The announcement, made at the company’s first “Autonomy & AI Day” in Palo Alto, California, marks a departure from reliance on third-party computing solutions such as Nvidia’s processors. Rivian said its new silicon and software architecture will power next-generation driver assistance and automated capabilities, starting with its upcoming R2 vehicle line and future vehicles beyond.
Rivian’s announcement highlights a broader shift in the EV industry toward vertical integration of hardware and software. The company described the custom chip as engineered specifically to meet the demands of autonomous driving systems, where coordination between sensors, neural networks and compute is critical.
That approach contrasts with using general purpose chips from Nvidia, designed to serve many customers and use cases, which can limit long-term customization and result in slow feature development.
Rivian’s Custom Silicon and Platform Design
At the center of Rivian’s initiative is the Rivian Autonomy Processor (RAP1), a custom, purpose-built chip fabricated by Taiwan Semiconductor Manufacturing Co. (TSMC) that Rivian said is optimized for vision-centric AI tasks.
The company said RAP1 powers its new third-generation compute architecture, the Autonomy Compute Module 3 (ACM3), which it expects to ship on production vehicles starting with the R2 in late 2026.

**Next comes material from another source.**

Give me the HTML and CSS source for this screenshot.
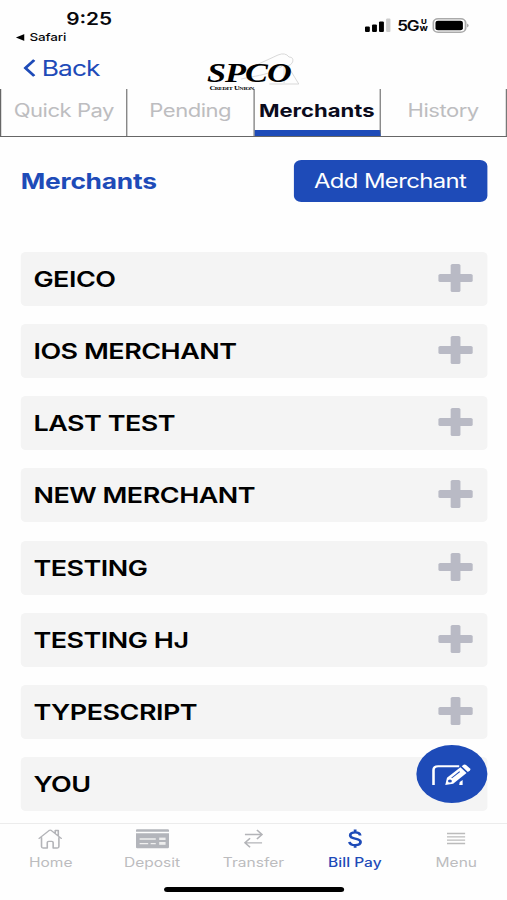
FILE: index.html
```html
<!DOCTYPE html>
<html lang="en">
<head>
<meta charset="UTF-8">
<meta name="viewport" content="width=device-width, initial-scale=1.0">
<title>Bill Pay - Merchants</title>
<link rel="stylesheet" href="styles.css">
</head>
<body>

<div class="phone">
  <div class="status-bar">
    <div class="status-left">
      <div class="time">9:25</div>
      <div class="return-app">
        <svg width="7" height="7" viewBox="0 0 7 7"><path d="M0 3.5 7 0v7z"/></svg>
        <span>Safari</span>
      </div>
    </div>
    <div class="status-right">
      <svg class="signal" width="21" height="15" viewBox="0 0 21 15">
        <rect x="0" y="8.5" width="4" height="5.5" rx="1"/>
        <rect x="5.8" y="6.5" width="4" height="7.5" rx="1"/>
        <rect x="11.5" y="3.5" width="4" height="10.5" rx="1"/>
        <rect x="17.3" y="0.5" width="3.7" height="13.5" rx="1" fill="#ccc"/>
      </svg>
      <span class="network">5G</span>
      <span class="uw"><span>U</span><span>W</span></span>
      <svg class="battery" width="31" height="15" viewBox="0 0 31 15">
        <rect x="0.8" y="0.8" width="26.4" height="13.4" rx="4" fill="#fff" stroke="#aaa" stroke-width="1.5"/>
        <rect x="2.6" y="2.7" width="22.4" height="9.6" rx="2"/>
        <path d="M28.6 5.5q2 2 0 4z" fill="#888"/>
      </svg>
    </div>
  </div>

  <header class="header">
    <a class="back" href="#">
      <svg width="10" height="18" viewBox="0 0 10 18"><path d="M9 1 1.8 9 9 17" fill="none" stroke="#1e4bb8" stroke-width="2.6"/></svg>
      <span>Back</span>
    </a>
    <div class="logo">
      <svg class="logo-mark" width="50" height="32" viewBox="0 0 50 32">
        <path d="M1 26C12 23 21 22 27 18C31 14 34 11 36 12L36 30M1 19 31 2Q37-1 40 4Q44 4 43 9Q42 12 39 13L48 31H24M39 13Q35 11 32 15" fill="none" stroke="#d4d4d4" stroke-width="0.8"/>
      </svg>
      <div class="logo-name">SPCO</div>
      <div class="logo-sub">Credit Union</div>
    </div>
  </header>

  <nav class="tabs">
    <a class="tab" href="#">Quick Pay</a>
    <a class="tab" href="#">Pending</a>
    <a class="tab active" href="#">Merchants</a>
    <a class="tab" href="#">History</a>
  </nav>

  <main class="content">
    <div class="title-row">
      <h1>Merchants</h1>
      <button class="add-button">Add Merchant</button>
    </div>

    <ul class="merchants">
      <li><span>GEICO</span><i class="plus"></i></li>
      <li><span>IOS MERCHANT</span><i class="plus"></i></li>
      <li><span>LAST TEST</span><i class="plus"></i></li>
      <li><span>NEW MERCHANT</span><i class="plus"></i></li>
      <li><span>TESTING</span><i class="plus"></i></li>
      <li><span>TESTING HJ</span><i class="plus"></i></li>
      <li><span>TYPESCRIPT</span><i class="plus"></i></li>
      <li><span>YOU</span></li>
    </ul>
  </main>

  <button class="edit-button" aria-label="Edit">
    <svg width="58" height="58" viewBox="0 0 58 58">
      <path d="M14 40V25Q14 21.2 17.8 21.2H35" fill="none" stroke="#fff" stroke-width="2.1"/>
      <path d="M23.6 40 25 32.8 36 22.2 41 28 30 38.8z" fill="#fff"/>
      <path d="M37 21.3 38.6 19.8Q39.6 19 40.6 20L43.8 23.6Q44.7 24.7 43.7 25.6L42 27.1z" fill="#fff"/>
      <path d="M28.8 33 35.4 26.7" stroke="#1e4bb8" stroke-width="0.9"/>
      <circle cx="27.4" cy="36" r="1.6" fill="#1e4bb8"/>
      <path d="M35 40 35.4 37 37.8 35V40z" fill="#fff"/>
    </svg>
  </button>

  <footer class="bottom-nav">
    <a class="nav-item" href="#">
      <svg width="20" height="20" viewBox="0 0 20 20" fill="none" stroke="#b3b4b8" stroke-width="1.3" stroke-linejoin="round" stroke-linecap="round">
        <path d="M2.9 8.6V17.5Q2.9 19 4.2 19H7.6V13.5Q7.6 12.4 8.7 12.4H11.3Q12.4 12.4 12.4 13.5V19H15.8Q17.1 19 17.1 17.5V8.6M1 9.4 9 1.6Q10 .7 11 1.6L19 9.4M14.1 4.3V1.5H16.6V6.8"/>
      </svg>
      <span>Home</span>
    </a>
    <a class="nav-item" href="#">
      <svg width="27" height="20" viewBox="0 0 27 20">
        <path d="M0 1.2Q0 .2 1 .2H26Q27 .2 27 1.2V2.7H0zM0 4.2H27V18Q27 19.3 26 19.3H1Q0 19.3 0 18z" fill="#b3b5bb"/>
        <path d="M3 10H16.2M3 14.6H10M12 14.6H16.2" stroke="#f0f0f0" stroke-width="1.3"/>
        <rect x="19" y="8.6" width="5.2" height="2.4" fill="#eee"/>
        <rect x="19" y="13" width="5.2" height="2.8" fill="#eee"/>
      </svg>
      <span>Deposit</span>
    </a>
    <a class="nav-item" href="#">
      <svg width="16" height="20" viewBox="0 0 16 20" fill="none" stroke="#b3b4b8" stroke-width="1.3">
        <path d="M1 5.5H15M10.8 1 15 5.5 10.8 10M15 13.8H1M5.2 9.3 1 13.8l4.2 4.5"/>
      </svg>
      <span>Transfer</span>
    </a>
    <a class="nav-item active" href="#">
      <svg width="12" height="20" viewBox="0 0 12 20" fill="none" stroke="#1e4bb8" stroke-width="2.3">
        <path d="M10.1 6.5Q9.8 3.4 6 3.4Q2 3.4 2 6.3Q2 8.9 6 9.6Q10.4 10.5 10.4 13.1Q10.4 16.2 6 16.2Q1.8 16.2 1.4 12.9M6 .6V4M6 16V18.7"/>
      </svg>
      <span>Bill Pay</span>
    </a>
    <a class="nav-item" href="#">
      <svg width="15" height="20" viewBox="0 0 15 20" stroke="#bbb" stroke-width="1.3">
        <path d="M0 4.5H15M0 7.9H15M0 11.2H15M0 14.5H15"/>
      </svg>
      <span>Menu</span>
    </a>
  </footer>
  <div class="home-indicator"></div>
</div>

</body>
</html>
```
FILE: styles.css
```css
body {
  font-family: Inter, sans-serif;
  margin: 0;
  background: #fefefe;
  color: #08080c;
  overflow: hidden;
}

/* 414pt layout stretched to the window width */
.phone {
  position: relative;
  display: flex;
  flex-direction: column;
  width: 414px;
  height: 900px;
  transform: scaleX(1.2246);
  transform-origin: 0 0;
}

a {
  color: inherit;
  text-decoration: none;
}

button {
  font-family: inherit;
  border: 0;
  padding: 0;
}

svg {
  display: block;
}

.status-bar {
  display: flex;
  justify-content: space-between;
  height: 52px;
}

.time {
  margin: 9px 0 0 54px;
  font-size: 17px;
  font-weight: 600;
  line-height: 20px;
}

.return-app {
  display: flex;
  align-items: center;
  gap: 4px;
  margin: 1px 0 0 13px;
  font-size: 11px;
  font-weight: 500;
  line-height: 14px;
  letter-spacing: -0.1px;
}

.status-right {
  display: flex;
  align-items: center;
  height: 15px;
  margin: 18px 30.5px 0 0;
}

.network {
  margin-left: 5.5px;
  font-size: 14px;
  font-weight: 600;
  letter-spacing: -1px;
}

.uw {
  display: flex;
  flex-direction: column;
  align-items: center;
  margin: 0 3px 0 1px;
  font-size: 6.5px;
  font-weight: 800;
  line-height: 7px;
}

.header {
  display: flex;
  height: 37px;
}

.back {
  display: flex;
  align-items: center;
  gap: 5px;
  width: 150px;
  height: 32px;
  padding-left: 19px;
  font-size: 21.5px;
  letter-spacing: -0.7px;
  color: #1e4bb8;
}

.logo {
  position: relative;
  color: #000;
}

.logo-mark {
  position: absolute;
  left: 27px;
  top: 1px;
}

.logo-name {
  position: relative;
  margin-top: 5px;
  font-family: "Liberation Serif", serif;
  font-size: 28px;
  font-weight: 700;
  font-style: italic;
  line-height: 32px;
  letter-spacing: -0.8px;
}

.logo-sub {
  position: relative;
  margin-top: -4px;
  padding-left: 2px;
  font-family: "Liberation Serif", serif;
  font-size: 6.5px;
  font-weight: 700;
  font-variant: small-caps;
  line-height: 6px;
  letter-spacing: -0.3px;
}

.tabs {
  display: flex;
  height: 48px;
  box-sizing: border-box;
  border-bottom: 1px solid #666;
  border-left: 1px solid #666;
}

.tab {
  flex: 1;
  box-sizing: border-box;
  height: 47px;
  border-right: 1px solid #777;
  font-size: 18px;
  line-height: 43px;
  text-align: center;
  white-space: nowrap;
  letter-spacing: -0.4px;
  color: #bdbdc0;
}

.tab.active {
  border-bottom: 6px solid #1e4bb8;
  font-weight: 700;
  letter-spacing: 0;
  color: #0b0b1c;
}

.content {
  padding: 23px 16.5px 0 17px;
}

.title-row {
  display: flex;
  justify-content: space-between;
  align-items: center;
}

h1 {
  margin: 0;
  font-size: 21.5px;
  font-weight: 700;
  letter-spacing: -0.2px;
  color: #1e4bb8;
}

.add-button {
  width: 158px;
  height: 42px;
  border-radius: 6px;
  background: #1e4bb8;
  font-size: 19.5px;
  letter-spacing: -0.5px;
  color: #fff;
}

.merchants {
  display: flex;
  flex-direction: column;
  gap: 18.15px;
  list-style: none;
  margin: 50px 0 0;
  padding: 0;
}

.merchants li {
  display: flex;
  justify-content: space-between;
  align-items: center;
  box-sizing: border-box;
  height: 54px;
  padding: 0 11.3px 0 10.3px;
  border-radius: 4px;
  background: #f4f4f4;
  font-size: 22px;
  font-weight: 600;
  letter-spacing: -0.4px;
  color: #000;
}

.plus {
  display: grid;
  place-items: center;
  width: 28px;
  height: 28px;
  margin-top: -2px;
}

.plus::before,
.plus::after {
  content: "";
  grid-area: 1 / 1;
  width: 28px;
  height: 8px;
  border-radius: 1.5px;
  background: #b9bac5;
}

.plus::after {
  width: 8px;
  height: 28px;
}

.edit-button {
  position: absolute;
  left: 339.7px;
  top: 745px;
  width: 58px;
  height: 58px;
  border-radius: 50%;
  background: #1e4bb8;
}

.bottom-nav {
  position: absolute;
  left: 0;
  right: 0;
  top: 823px;
  display: flex;
  height: 63px;
  box-sizing: border-box;
  border-top: 1px solid #ececec;
  background: #fefefe;
}

.nav-item {
  flex: 1;
  display: flex;
  flex-direction: column;
  align-items: center;
  gap: 5px;
  padding-top: 5px;
  font-size: 12.7px;
  line-height: 18px;
  color: #bcbcbe;
}

.nav-item.active {
  font-weight: 500;
  color: #1e4bb8;
}

.home-indicator {
  position: absolute;
  left: 133.5px;
  top: 887px;
  width: 147.5px;
  height: 5px;
  border-radius: 3px;
  background: #000;
}
```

Rivian also said it plans to include lidar sensors alongside cameras and radar in future vehicles as part of a multimodal sensor strategy to enhance object detection and redundancy. The company also introduced new autonomy software built on a foundational “Large Driving Model,” a neural network architecture trained on real and simulated driving data, which Rivian says will be integrated across future vehicles to support improved perception and planning.
Shift From General Purpose Chips
According to Bloomberg, Rivian plans to replace Nvidia processors used in earlier generations of its autonomy systems with its own in-house silicon in future vehicles.

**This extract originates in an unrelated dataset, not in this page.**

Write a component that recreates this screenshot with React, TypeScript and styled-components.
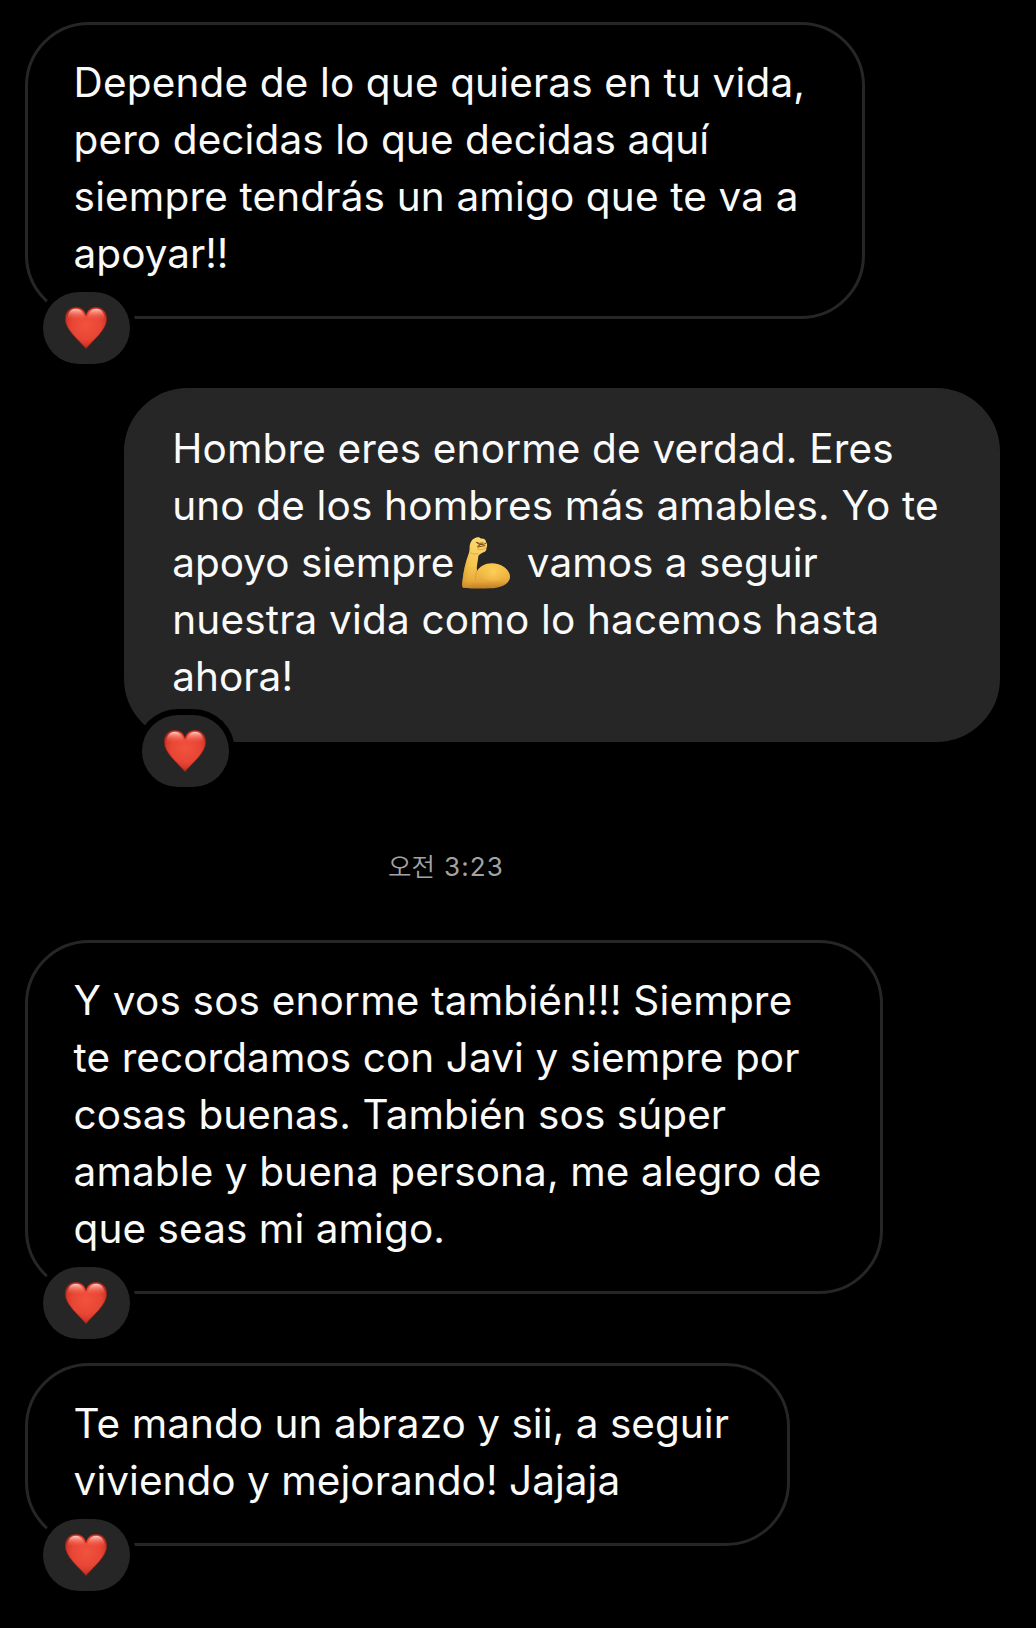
import React from "react";
import styled, { createGlobalStyle, css } from "styled-components";

const surface = "#262626";
const canvas = "#000000";
const textColor = "#fafafa";

const GlobalStyle = createGlobalStyle`
  body {
    margin: 0;
    background: ${canvas};
  }
`;

const Chat = styled.main`
  box-sizing: border-box;
  width: 1036px;
  height: 1628px;
  padding: 22px 36px 0 25px;
  display: flex;
  flex-direction: column;
  overflow: hidden;
  background: ${canvas};
  color: ${textColor};
  font-family: Inter, "Noto Sans CJK KR", sans-serif;
`;

const Thread = styled.section`
  display: flex;
  flex-direction: column;
  gap: 69px;
`;

const Bubble = styled.article<{ $sent?: boolean; $width: number }>`
  position: relative;
  box-sizing: border-box;
  width: ${(p) => p.$width}px;
  padding: 29px 20px 34px 45.6px;
  border: 3px solid ${surface};
  border-radius: 64px;
  align-self: flex-start;
  ${(p) =>
    p.$sent &&
    css`
      align-self: flex-end;
      padding-left: 45.2px;
      background: ${surface};
    `}
`;

const Line = styled.div<{ $tracking: number }>`
  height: 57px;
  line-height: 57px;
  font-size: 40.5px;
  letter-spacing: ${(p) => p.$tracking}px;
  white-space: pre;
`;

const Reaction = styled.div`
  position: absolute;
  left: 15px;
  bottom: -48px;
  width: 87px;
  height: 72px;
  display: flex;
  align-items: center;
  justify-content: center;
  border-radius: 36px;
  background: ${surface};
  box-shadow: 0 0 0 6px ${canvas};
`;

const HeartIcon = styled.svg`
  display: block;
  width: 44px;
  height: 44px;
  margin-right: 1px;
`;

const ArmIcon = styled.svg`
  display: inline-block;
  width: 52px;
  height: 54px;
  margin: 0 3px 0 6px;
  vertical-align: -12.5px;
`;

const Timestamp = styled.time`
  display: flex;
  align-items: baseline;
  height: 36px;
  line-height: 36px;
  margin: 105px 0 57px 363px;
  color: #a3a3a3;
`;

const Period = styled.span`
  font-family: "Noto Sans CJK KR", sans-serif;
  font-size: 25.5px;
  font-weight: 350;
  width: 56px;
`;

const Clock = styled.span`
  font-size: 26px;
  letter-spacing: 1.1px;
`;

function Heart({ id }: { id: string }) {
  const outline =
    "M169 137C164 119 151 113 138 113C119 113 107 128 107 148C107 181 146 210 169 237C192 210 231 181 231 148C231 128 219 113 200 113C187 113 174 119 169 137Z";
  return (
    <HeartIcon viewBox="103 109 132 132" aria-label="corazón">
      <defs>
        <radialGradient id={`${id}-body`} gradientUnits="userSpaceOnUse" cx="170" cy="166" r="74">
          <stop offset="0" stopColor="#f0533e" />
          <stop offset="0.58" stopColor="#e94635" />
          <stop offset="0.8" stopColor="#d4382a" />
          <stop offset="1" stopColor="#98251c" />
        </radialGradient>
        <linearGradient id={`${id}-shine`} x1="0" y1="0" x2="0" y2="1">
          <stop offset="0" stopColor="#ffe3dc" stopOpacity="0.9" />
          <stop offset="0.4" stopColor="#ff9d8c" stopOpacity="0.6" />
          <stop offset="1" stopColor="#f2553f" stopOpacity="0" />
        </linearGradient>
      </defs>
      <path d={outline} fill={`url(#${id}-body)`} stroke="#8c2119" strokeOpacity="0.7" strokeWidth="3" />
      <path
        d="M138 117C123 117 114 128 113 149C122 152 150 152 165 146C162 126 151 117 138 117Z"
        fill={`url(#${id}-shine)`}
      />
      <path
        d="M200 117C215 117 224 128 225 149C216 152 188 152 173 146C176 126 187 117 200 117Z"
        fill={`url(#${id}-shine)`}
      />
    </HeartIcon>
  );
}

function Arm() {
  const outline =
    "M104 53C111 48 119 50 123 54C132 53 138 58 138 64C143 70 142 77 139 83C141 90 134 95 126 97C121 101 116 102 115 107C114 122 109 137 111 151C119 138 135 128 155 128C183 128 210 147 210 168C210 189 183 203 148 203C119 205 92 203 69 201C66 198 66 192 67 184C70 155 76 125 86 99C89 91 89 81 89 75C91 65 96 56 104 53Z";
  return (
    <ArmIcon viewBox="60 46 156 162" aria-label="bíceps">
      <defs>
        <linearGradient id="arm-skin" x1="0" y1="0" x2="0" y2="1">
          <stop offset="0" stopColor="#fbd872" />
          <stop offset="0.55" stopColor="#f6c64e" />
          <stop offset="0.85" stopColor="#e8aa3c" />
          <stop offset="1" stopColor="#bf7c22" />
        </linearGradient>
        <linearGradient id="arm-side" x1="0" y1="0" x2="1" y2="0">
          <stop offset="0" stopColor="#d08c28" stopOpacity="0.6" />
          <stop offset="0.2" stopColor="#f3b940" stopOpacity="0" />
        </linearGradient>
        <radialGradient id="arm-bicep" gradientUnits="userSpaceOnUse" cx="160" cy="152" r="48">
          <stop offset="0" stopColor="#fcd05a" />
          <stop offset="1" stopColor="#f5bd43" stopOpacity="0" />
        </radialGradient>
      </defs>
      <path d={outline} fill="url(#arm-skin)" />
      <path d={outline} fill="url(#arm-side)" />
      <ellipse cx="160" cy="156" rx="44" ry="25" fill="url(#arm-bicep)" />
      <path d="M111 151C107 160 105 169 108 180" fill="none" stroke="#d39134" strokeWidth="2" strokeLinecap="round" />
      <path d="M91 96C99 101 107 101 115 99" fill="none" stroke="#d59531" strokeWidth="2" />
      <path
        d="M109 65L118 68L129 67M112 67L119 72L131 71L137 68M113 77L120 73M114 79L124 77L135 75"
        fill="none"
        stroke="#6d3f12"
        strokeWidth="2.8"
        strokeLinejoin="round"
        strokeLinecap="round"
      />
      <path d="M111 84C120 88 130 87 138 82" fill="none" stroke="#cf8f2e" strokeWidth="2" />
    </ArmIcon>
  );
}

type TextLine = { tracking: number; content: React.ReactNode };

type MessageProps = { id: string; width: number; sent?: boolean; lines: TextLine[] };

function Message({ id, width, sent, lines }: MessageProps) {
  return (
    <Bubble $width={width} $sent={sent}>
      {lines.map((line, i) => (
        <Line key={i} $tracking={line.tracking}>
          {line.content}
        </Line>
      ))}
      <Reaction>
        <Heart id={id} />
      </Reaction>
    </Bubble>
  );
}

const earlier: MessageProps[] = [
  {
    id: "apoyo",
    width: 840,
    lines: [
      { tracking: 0.143, content: "Depende de lo que quieras en tu vida," },
      { tracking: 0.097, content: "pero decidas lo que decidas aquí" },
      { tracking: 0.155, content: "siempre tendrás un amigo que te va a" },
      { tracking: 0, content: "apoyar!!" },
    ],
  },
  {
    id: "hombre",
    width: 876,
    sent: true,
    lines: [
      { tracking: 0.155, content: "Hombre eres enorme de verdad. Eres" },
      { tracking: 0.155, content: "uno de los hombres más amables. Yo te" },
      {
        tracking: 0.02,
        content: (
          <>
            apoyo siempre
            <Arm /> vamos a seguir
          </>
        ),
      },
      { tracking: 0.175, content: "nuestra vida como lo hacemos hasta" },
      { tracking: 0.048, content: "ahora!" },
    ],
  },
];

const later: MessageProps[] = [
  {
    id: "enorme",
    width: 858,
    lines: [
      { tracking: 0.18, content: "Y vos sos enorme también!!! Siempre" },
      { tracking: 0.075, content: "te recordamos con Javi y siempre por" },
      { tracking: 0.08, content: "cosas buenas. También sos súper" },
      { tracking: 0.1, content: "amable y buena persona, me alegro de" },
      { tracking: 0.07, content: "que seas mi amigo." },
    ],
  },
  {
    id: "abrazo",
    width: 765,
    lines: [
      { tracking: 0.04, content: "Te mando un abrazo y sii, a seguir" },
      { tracking: 0.04, content: "viviendo y mejorando! Jajaja" },
    ],
  },
];

export default function App() {
  return (
    <>
      <GlobalStyle />
      <Chat>
        <Thread>
          {earlier.map((m) => (
            <Message key={m.id} {...m} />
          ))}
        </Thread>
        <Timestamp>
          <Period>오전</Period>
          <Clock>3:23</Clock>
        </Timestamp>
        <Thread>
          {later.map((m) => (
            <Message key={m.id} {...m} />
          ))}
        </Thread>
      </Chat>
    </>
  );
}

CNBC reported that Rivian’s leadership framed autonomy as an end-to-end effort, emphasizing that compute, sensors, models and software must be developed together rather than added on to existing platforms. The strategy reflects a growing view among automakers that tighter integration across the autonomy stack can improve development speed and long-term flexibility, even as companies remain cautious about timelines for more advanced self-driving capabilities.
Rivian also released a subscription offering, Autonomy+, which will deliver enhanced driver-assistance features. The service is priced at $2,500 upfront or $49.99 per month, significantly below comparable offerings from some competitors. Universal hands-free driver assistance is projected to work on more than 3.5 million miles of mapped roads in the U.S. and Canada, expanding Rivian’s assisted driving coverage substantially.
Strategic Parallels in Auto and Tech
Rivian’s decision to build its own silicon places it alongside companies that have pursued vertical integration as a competitive strategy. Tesla has long developed its own full self-driving processors, working with Samsung and TSMC for manufacturing, to tailor compute performance to its software stack.
Chinese automakers such as BYD, XPeng and Nio have also introduced proprietary chips and autonomy platforms, in some cases exploring whether to license that technology to other manufacturers. These moves reflect a broader industry trend toward control over core compute components as autonomy becomes more central to product differentiation.
Outside automotive, Apple’s shift to custom silicon in its consumer devices despite the availability of capable processors from Intel and Qualcomm provides a parallel. By designing chips tailored to the company’s software and product goals, Apple gained advantages in performance, power efficiency and product integration. Rivian’s strategy appears to apply the same principle to autonomous driving, treating the compute layer as strategic intellectual property rather than a commodity.
Rivian said it expects vehicles equipped with its custom autonomy hardware and software to begin production in late 2026, with ongoing updates to both hands-free and higher-level autonomous features in years that follow.